## WHAT THE EXERCISE ASKS
Copy the material that follows word for word and omit its pictures.

## SUPPLIED INFORMATION
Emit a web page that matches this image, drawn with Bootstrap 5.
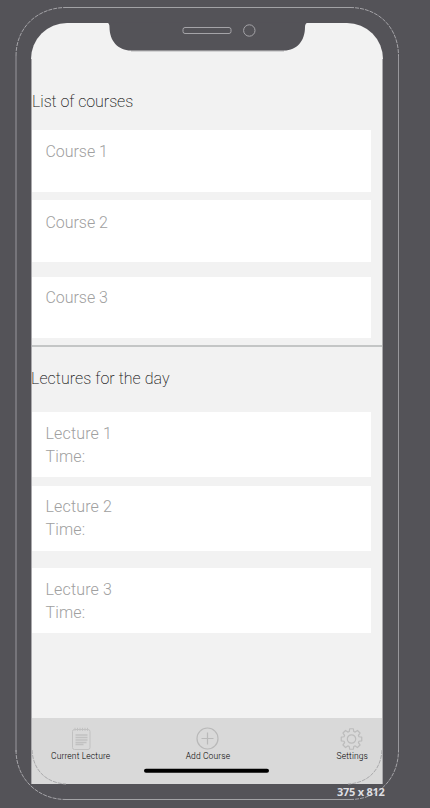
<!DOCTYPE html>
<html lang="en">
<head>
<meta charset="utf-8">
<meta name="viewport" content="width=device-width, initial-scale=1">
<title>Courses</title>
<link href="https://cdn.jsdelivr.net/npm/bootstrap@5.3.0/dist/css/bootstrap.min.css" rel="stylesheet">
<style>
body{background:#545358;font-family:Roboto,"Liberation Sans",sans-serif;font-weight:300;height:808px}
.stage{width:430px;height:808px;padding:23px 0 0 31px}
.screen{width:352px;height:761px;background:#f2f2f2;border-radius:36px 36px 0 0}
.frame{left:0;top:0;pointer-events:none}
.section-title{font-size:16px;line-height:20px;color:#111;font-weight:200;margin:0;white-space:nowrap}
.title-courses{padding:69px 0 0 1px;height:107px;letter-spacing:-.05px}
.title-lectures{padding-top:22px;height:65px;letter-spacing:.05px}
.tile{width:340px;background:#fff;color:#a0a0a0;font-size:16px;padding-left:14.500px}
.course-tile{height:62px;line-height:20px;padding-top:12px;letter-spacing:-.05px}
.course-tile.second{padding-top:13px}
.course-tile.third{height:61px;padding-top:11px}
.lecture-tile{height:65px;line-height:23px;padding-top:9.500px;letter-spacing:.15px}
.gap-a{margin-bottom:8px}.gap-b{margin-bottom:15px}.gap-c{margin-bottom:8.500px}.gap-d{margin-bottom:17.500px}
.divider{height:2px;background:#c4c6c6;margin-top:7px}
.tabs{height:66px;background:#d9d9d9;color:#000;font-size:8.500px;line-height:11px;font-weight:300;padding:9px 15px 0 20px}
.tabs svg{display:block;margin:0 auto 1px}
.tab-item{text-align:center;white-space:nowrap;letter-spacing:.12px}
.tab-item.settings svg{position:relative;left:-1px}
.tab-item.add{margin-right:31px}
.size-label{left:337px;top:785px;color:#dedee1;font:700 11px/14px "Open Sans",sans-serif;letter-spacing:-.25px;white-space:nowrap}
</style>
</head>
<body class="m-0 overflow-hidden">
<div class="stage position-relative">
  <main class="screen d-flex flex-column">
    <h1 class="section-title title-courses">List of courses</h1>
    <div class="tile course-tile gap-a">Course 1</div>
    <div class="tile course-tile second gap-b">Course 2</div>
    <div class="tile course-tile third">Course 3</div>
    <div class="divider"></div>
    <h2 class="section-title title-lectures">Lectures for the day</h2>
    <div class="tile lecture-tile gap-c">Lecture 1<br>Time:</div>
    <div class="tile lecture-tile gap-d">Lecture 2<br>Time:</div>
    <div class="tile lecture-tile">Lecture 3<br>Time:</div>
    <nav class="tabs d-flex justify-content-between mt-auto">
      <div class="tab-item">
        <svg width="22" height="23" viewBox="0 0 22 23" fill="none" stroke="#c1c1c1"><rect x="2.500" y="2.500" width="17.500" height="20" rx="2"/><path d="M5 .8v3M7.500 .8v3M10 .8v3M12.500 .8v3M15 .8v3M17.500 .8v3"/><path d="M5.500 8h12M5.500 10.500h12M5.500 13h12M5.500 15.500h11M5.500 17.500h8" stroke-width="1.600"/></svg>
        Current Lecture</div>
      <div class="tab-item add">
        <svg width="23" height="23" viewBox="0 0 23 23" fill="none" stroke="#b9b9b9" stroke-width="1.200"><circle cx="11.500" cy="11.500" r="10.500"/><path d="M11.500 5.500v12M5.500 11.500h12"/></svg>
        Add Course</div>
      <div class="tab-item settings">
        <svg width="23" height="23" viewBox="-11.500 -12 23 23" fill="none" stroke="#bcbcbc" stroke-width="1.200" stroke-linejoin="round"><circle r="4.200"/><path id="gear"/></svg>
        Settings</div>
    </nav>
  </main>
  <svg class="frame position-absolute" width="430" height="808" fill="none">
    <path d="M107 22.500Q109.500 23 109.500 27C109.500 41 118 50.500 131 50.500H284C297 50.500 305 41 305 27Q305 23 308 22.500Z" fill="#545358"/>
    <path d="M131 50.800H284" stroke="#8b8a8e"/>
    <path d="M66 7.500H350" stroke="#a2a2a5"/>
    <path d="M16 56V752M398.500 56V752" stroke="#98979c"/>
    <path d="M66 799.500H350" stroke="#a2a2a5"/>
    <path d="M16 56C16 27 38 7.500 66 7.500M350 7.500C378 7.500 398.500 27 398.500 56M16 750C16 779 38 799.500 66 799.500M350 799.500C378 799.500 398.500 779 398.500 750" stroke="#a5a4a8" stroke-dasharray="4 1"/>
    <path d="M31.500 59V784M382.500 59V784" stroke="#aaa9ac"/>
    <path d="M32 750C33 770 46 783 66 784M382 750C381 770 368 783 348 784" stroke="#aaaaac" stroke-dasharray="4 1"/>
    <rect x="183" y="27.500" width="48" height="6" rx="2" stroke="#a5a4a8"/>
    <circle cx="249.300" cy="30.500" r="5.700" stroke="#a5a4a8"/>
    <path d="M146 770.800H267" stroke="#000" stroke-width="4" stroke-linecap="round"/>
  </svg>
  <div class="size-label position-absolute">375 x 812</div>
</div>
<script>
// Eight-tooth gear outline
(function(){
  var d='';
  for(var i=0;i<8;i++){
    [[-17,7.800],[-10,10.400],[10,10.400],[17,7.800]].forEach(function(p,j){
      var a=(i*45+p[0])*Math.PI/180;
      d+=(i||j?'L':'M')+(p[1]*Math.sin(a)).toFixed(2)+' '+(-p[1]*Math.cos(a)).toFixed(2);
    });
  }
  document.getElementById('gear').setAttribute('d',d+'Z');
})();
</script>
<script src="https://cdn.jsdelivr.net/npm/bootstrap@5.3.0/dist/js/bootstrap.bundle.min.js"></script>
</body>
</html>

## ANSWER BELOW
Emit a web page that matches this image, drawn with Bootstrap 5.
<!DOCTYPE html>
<html lang="en">
<head>
<meta charset="utf-8">
<meta name="viewport" content="width=device-width, initial-scale=1">
<title>Courses</title>
<link href="https://cdn.jsdelivr.net/npm/bootstrap@5.3.0/dist/css/bootstrap.min.css" rel="stylesheet">
<style>
body{background:#545358;font-family:Roboto,"Liberation Sans",sans-serif;font-weight:300;height:808px}
.stage{width:430px;height:808px;padding:23px 0 0 31px}
.screen{width:352px;height:761px;background:#f2f2f2;border-radius:36px 36px 0 0}
.frame{left:0;top:0;pointer-events:none}
.section-title{font-size:16px;line-height:20px;color:#111;font-weight:200;margin:0;white-space:nowrap}
.title-courses{padding:69px 0 0 1px;height:107px;letter-spacing:-.05px}
.title-lectures{padding-top:22px;height:65px;letter-spacing:.05px}
.tile{width:340px;background:#fff;color:#a0a0a0;font-size:16px;padding-left:14.500px}
.course-tile{height:62px;line-height:20px;padding-top:12px;letter-spacing:-.05px}
.course-tile.second{padding-top:13px}
.course-tile.third{height:61px;padding-top:11px}
.lecture-tile{height:65px;line-height:23px;padding-top:9.500px;letter-spacing:.15px}
.gap-a{margin-bottom:8px}.gap-b{margin-bottom:15px}.gap-c{margin-bottom:8.500px}.gap-d{margin-bottom:17.500px}
.divider{height:2px;background:#c4c6c6;margin-top:7px}
.tabs{height:66px;background:#d9d9d9;color:#000;font-size:8.500px;line-height:11px;font-weight:300;padding:9px 15px 0 20px}
.tabs svg{display:block;margin:0 auto 1px}
.tab-item{text-align:center;white-space:nowrap;letter-spacing:.12px}
.tab-item.settings svg{position:relative;left:-1px}
.tab-item.add{margin-right:31px}
.size-label{left:337px;top:785px;color:#dedee1;font:700 11px/14px "Open Sans",sans-serif;letter-spacing:-.25px;white-space:nowrap}
</style>
</head>
<body class="m-0 overflow-hidden">
<div class="stage position-relative">
  <main class="screen d-flex flex-column">
    <h1 class="section-title title-courses">List of courses</h1>
    <div class="tile course-tile gap-a">Course 1</div>
    <div class="tile course-tile second gap-b">Course 2</div>
    <div class="tile course-tile third">Course 3</div>
    <div class="divider"></div>
    <h2 class="section-title title-lectures">Lectures for the day</h2>
    <div class="tile lecture-tile gap-c">Lecture 1<br>Time:</div>
    <div class="tile lecture-tile gap-d">Lecture 2<br>Time:</div>
    <div class="tile lecture-tile">Lecture 3<br>Time:</div>
    <nav class="tabs d-flex justify-content-between mt-auto">
      <div class="tab-item">
        <svg width="22" height="23" viewBox="0 0 22 23" fill="none" stroke="#c1c1c1"><rect x="2.500" y="2.500" width="17.500" height="20" rx="2"/><path d="M5 .8v3M7.500 .8v3M10 .8v3M12.500 .8v3M15 .8v3M17.500 .8v3"/><path d="M5.500 8h12M5.500 10.500h12M5.500 13h12M5.500 15.500h11M5.500 17.500h8" stroke-width="1.600"/></svg>
        Current Lecture</div>
      <div class="tab-item add">
        <svg width="23" height="23" viewBox="0 0 23 23" fill="none" stroke="#b9b9b9" stroke-width="1.200"><circle cx="11.500" cy="11.500" r="10.500"/><path d="M11.500 5.500v12M5.500 11.500h12"/></svg>
        Add Course</div>
      <div class="tab-item settings">
        <svg width="23" height="23" viewBox="-11.500 -12 23 23" fill="none" stroke="#bcbcbc" stroke-width="1.200" stroke-linejoin="round"><circle r="4.200"/><path id="gear"/></svg>
        Settings</div>
    </nav>
  </main>
  <svg class="frame position-absolute" width="430" height="808" fill="none">
    <path d="M107 22.500Q109.500 23 109.500 27C109.500 41 118 50.500 131 50.500H284C297 50.500 305 41 305 27Q305 23 308 22.500Z" fill="#545358"/>
    <path d="M131 50.800H284" stroke="#8b8a8e"/>
    <path d="M66 7.500H350" stroke="#a2a2a5"/>
    <path d="M16 56V752M398.500 56V752" stroke="#98979c"/>
    <path d="M66 799.500H350" stroke="#a2a2a5"/>
    <path d="M16 56C16 27 38 7.500 66 7.500M350 7.500C378 7.500 398.500 27 398.500 56M16 750C16 779 38 799.500 66 799.500M350 799.500C378 799.500 398.500 779 398.500 750" stroke="#a5a4a8" stroke-dasharray="4 1"/>
    <path d="M31.500 59V784M382.500 59V784" stroke="#aaa9ac"/>
    <path d="M32 750C33 770 46 783 66 784M382 750C381 770 368 783 348 784" stroke="#aaaaac" stroke-dasharray="4 1"/>
    <rect x="183" y="27.500" width="48" height="6" rx="2" stroke="#a5a4a8"/>
    <circle cx="249.300" cy="30.500" r="5.700" stroke="#a5a4a8"/>
    <path d="M146 770.800H267" stroke="#000" stroke-width="4" stroke-linecap="round"/>
  </svg>
  <div class="size-label position-absolute">375 x 812</div>
</div>
<script>
// Eight-tooth gear outline
(function(){
  var d='';
  for(var i=0;i<8;i++){
    [[-17,7.800],[-10,10.400],[10,10.400],[17,7.800]].forEach(function(p,j){
      var a=(i*45+p[0])*Math.PI/180;
      d+=(i||j?'L':'M')+(p[1]*Math.sin(a)).toFixed(2)+' '+(-p[1]*Math.cos(a)).toFixed(2);
    });
  }
  document.getElementById('gear').setAttribute('d',d+'Z');
})();
</script>
<script src="https://cdn.jsdelivr.net/npm/bootstrap@5.3.0/dist/js/bootstrap.bundle.min.js"></script>
</body>
</html>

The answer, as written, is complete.